A bunch of ladies got together for coffee and a visit at one of their homes. They were chatting away merrily when the husband of the hosting lady came home from work. He barged into the house with his work boots on and left a pile of mud and dirt behind him on the company-ready, spotless kitchen floor. The ladies all gazed on in shock at the sight when one of them piped up and said “His boots sure do bring the dirt in!” The wife smiled as she walked over to the broom closet and replied “Yes. But they bring him in too.” St. Peter reminds us that “love covers a multitude of sins” (1Pet 4:8). That verse just got elevated to a whole new level, didn’t it ladies!?

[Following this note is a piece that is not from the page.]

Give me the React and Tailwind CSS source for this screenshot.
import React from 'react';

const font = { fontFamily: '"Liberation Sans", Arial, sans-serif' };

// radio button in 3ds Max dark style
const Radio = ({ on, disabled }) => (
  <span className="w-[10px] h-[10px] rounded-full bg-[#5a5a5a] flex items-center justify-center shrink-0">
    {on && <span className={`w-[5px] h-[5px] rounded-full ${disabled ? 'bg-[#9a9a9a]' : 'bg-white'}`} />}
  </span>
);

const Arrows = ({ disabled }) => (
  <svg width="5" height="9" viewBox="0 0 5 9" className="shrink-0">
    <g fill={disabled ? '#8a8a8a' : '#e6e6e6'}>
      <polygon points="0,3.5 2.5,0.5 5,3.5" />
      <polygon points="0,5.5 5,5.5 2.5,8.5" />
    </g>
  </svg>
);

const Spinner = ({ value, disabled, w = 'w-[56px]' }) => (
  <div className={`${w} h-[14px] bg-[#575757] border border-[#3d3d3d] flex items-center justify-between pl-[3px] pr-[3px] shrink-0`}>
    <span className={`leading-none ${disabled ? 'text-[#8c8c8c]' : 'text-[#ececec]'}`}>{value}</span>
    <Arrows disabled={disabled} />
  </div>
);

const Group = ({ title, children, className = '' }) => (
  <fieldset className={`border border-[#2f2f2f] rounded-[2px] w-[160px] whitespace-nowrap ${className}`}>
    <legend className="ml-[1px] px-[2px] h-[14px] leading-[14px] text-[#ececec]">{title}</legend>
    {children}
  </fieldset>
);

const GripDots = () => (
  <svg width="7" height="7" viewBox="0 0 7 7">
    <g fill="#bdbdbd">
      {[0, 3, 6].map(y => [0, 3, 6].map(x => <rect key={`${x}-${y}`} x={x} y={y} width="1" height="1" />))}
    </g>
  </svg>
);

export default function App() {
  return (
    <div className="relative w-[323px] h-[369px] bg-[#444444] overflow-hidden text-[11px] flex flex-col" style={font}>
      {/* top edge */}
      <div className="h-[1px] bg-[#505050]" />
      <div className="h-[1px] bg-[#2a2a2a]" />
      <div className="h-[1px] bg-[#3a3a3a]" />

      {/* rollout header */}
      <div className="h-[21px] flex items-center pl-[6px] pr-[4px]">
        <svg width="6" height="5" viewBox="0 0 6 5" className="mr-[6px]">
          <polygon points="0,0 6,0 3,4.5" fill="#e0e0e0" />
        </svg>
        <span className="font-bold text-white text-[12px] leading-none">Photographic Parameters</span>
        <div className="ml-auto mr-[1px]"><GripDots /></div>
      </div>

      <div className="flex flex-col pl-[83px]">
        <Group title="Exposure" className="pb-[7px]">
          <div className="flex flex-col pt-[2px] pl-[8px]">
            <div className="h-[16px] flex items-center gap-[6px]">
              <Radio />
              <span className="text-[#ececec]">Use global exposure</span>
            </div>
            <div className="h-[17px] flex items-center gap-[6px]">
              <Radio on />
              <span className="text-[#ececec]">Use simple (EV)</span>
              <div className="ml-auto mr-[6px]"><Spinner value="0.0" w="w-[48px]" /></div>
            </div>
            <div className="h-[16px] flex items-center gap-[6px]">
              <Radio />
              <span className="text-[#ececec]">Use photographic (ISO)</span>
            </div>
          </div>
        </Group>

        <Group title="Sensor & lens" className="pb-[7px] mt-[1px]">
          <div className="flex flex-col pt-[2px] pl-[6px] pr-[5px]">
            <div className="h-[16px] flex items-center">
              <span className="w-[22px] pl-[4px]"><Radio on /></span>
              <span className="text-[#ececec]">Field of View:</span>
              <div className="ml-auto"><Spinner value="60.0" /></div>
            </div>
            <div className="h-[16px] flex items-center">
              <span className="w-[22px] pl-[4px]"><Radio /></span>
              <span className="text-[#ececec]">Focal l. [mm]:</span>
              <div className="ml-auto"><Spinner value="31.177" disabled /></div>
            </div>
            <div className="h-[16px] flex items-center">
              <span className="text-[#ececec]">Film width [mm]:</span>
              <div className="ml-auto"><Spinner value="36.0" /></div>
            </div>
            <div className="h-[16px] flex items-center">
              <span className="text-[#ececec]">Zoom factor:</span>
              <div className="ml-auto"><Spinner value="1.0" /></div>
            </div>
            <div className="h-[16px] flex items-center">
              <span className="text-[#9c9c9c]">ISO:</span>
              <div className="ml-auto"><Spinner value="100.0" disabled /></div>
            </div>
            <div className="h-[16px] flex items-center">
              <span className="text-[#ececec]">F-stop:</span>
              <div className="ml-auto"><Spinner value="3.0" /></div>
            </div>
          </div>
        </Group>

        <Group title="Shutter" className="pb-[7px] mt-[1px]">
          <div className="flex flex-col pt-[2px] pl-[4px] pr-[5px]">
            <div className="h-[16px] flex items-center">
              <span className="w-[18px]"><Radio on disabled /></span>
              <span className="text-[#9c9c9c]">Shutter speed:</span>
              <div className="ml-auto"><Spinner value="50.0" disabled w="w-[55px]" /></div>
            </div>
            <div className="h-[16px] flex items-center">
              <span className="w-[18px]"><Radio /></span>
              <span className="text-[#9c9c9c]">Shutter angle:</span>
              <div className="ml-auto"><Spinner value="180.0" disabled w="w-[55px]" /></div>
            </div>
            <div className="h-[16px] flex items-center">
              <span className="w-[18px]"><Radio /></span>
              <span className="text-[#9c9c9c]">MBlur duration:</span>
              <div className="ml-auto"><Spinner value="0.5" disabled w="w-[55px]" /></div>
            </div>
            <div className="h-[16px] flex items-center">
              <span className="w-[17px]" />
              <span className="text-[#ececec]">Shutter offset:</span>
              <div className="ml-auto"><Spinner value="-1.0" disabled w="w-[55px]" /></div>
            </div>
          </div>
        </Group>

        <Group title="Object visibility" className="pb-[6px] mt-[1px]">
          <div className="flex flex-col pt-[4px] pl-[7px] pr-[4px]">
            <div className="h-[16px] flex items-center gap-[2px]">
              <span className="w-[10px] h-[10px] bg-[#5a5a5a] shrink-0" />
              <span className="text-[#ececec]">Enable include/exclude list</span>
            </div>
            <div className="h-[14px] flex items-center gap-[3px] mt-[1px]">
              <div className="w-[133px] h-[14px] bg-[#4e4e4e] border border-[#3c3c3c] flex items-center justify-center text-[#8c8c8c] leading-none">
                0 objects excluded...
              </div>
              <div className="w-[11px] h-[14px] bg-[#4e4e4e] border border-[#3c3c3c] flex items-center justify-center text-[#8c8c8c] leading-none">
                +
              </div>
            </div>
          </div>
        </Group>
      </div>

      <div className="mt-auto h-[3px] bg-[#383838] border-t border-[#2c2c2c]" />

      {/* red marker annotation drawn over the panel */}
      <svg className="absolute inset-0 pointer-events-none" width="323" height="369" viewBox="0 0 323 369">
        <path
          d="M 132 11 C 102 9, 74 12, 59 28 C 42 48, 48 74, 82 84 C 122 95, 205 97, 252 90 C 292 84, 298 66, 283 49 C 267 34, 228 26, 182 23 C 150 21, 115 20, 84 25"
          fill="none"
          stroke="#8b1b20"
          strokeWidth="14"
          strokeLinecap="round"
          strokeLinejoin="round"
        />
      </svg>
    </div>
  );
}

The scriptures show us that above all else, our Heavenly Father is merciful. Psalm 103:13 says “As a father shows compassion to his children, so the Lord shows compassion to those who fear Him.” This kind of mercy and grace and compassion is seen chiefly in the cross of Christ our Lord. There our sins are removed from us as far as the East is from the West. And that grace and mercy is what changes us from the inside out. It allows us to be filled with compassion for our families and our coworkers and our neighbours and even, our enemies. These are the kinds of virtues we want to grow in ourselves and in our homes as God’s people.

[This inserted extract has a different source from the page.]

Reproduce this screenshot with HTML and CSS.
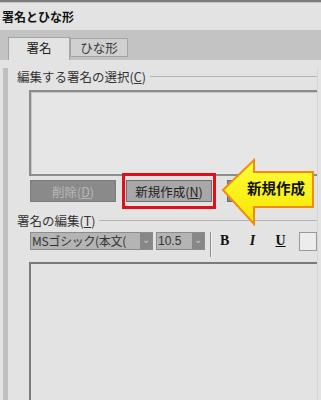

And growing is a wonderful way to speak about the Christian life. In fact our scripture readings for today are chock full of these growing analogies. Our Ezekiel reading speaks about propagating cedar tree from a tiny, tender sprig. This little plant will root on a lofty mountain and grow into a massive tree with loads of branches and fruit, becoming a home for birds to nest and take refuge from the world. Truly this is an image of the Christian faith. It starts out as a tiny seed and grows and flourishes by the power of God. It’s like every baptism we do. The seed of faith is planted. And as that seed is fed and watered, it grows. And as it grows, it produces good fruit. And that fruit becomes a blessing to the world. This is our goal as Christians. This is our goal for our children as Christian parents.

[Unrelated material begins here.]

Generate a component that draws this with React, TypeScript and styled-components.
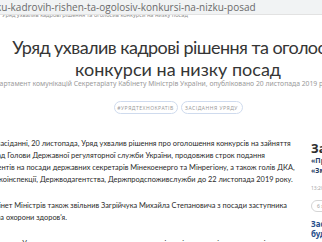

A family was gathered around the supper table and ended up talking about Daddy’s upcoming birthday. Little Todd, age 5, piped up and said, “I know how old Daddy is - He’s 34.” The rest of the family was impressed that the wee gaffer could remembered his dad’s correct age! His mom asked “Todd, how did you know that?” To which Todd replied, “It’s easy! It says so on his underwear!”

The wonderful vocation of Fatherhood. By God’s design, it is of the utmost importance for our society and our families. Thankfully, our heavenly Father is gracious, forgiving our fatherly failures and causing us to grow into the men He has called us to be. May our Heavenly Father continue this good work in us now and always. Happy Father’s Day! Amen!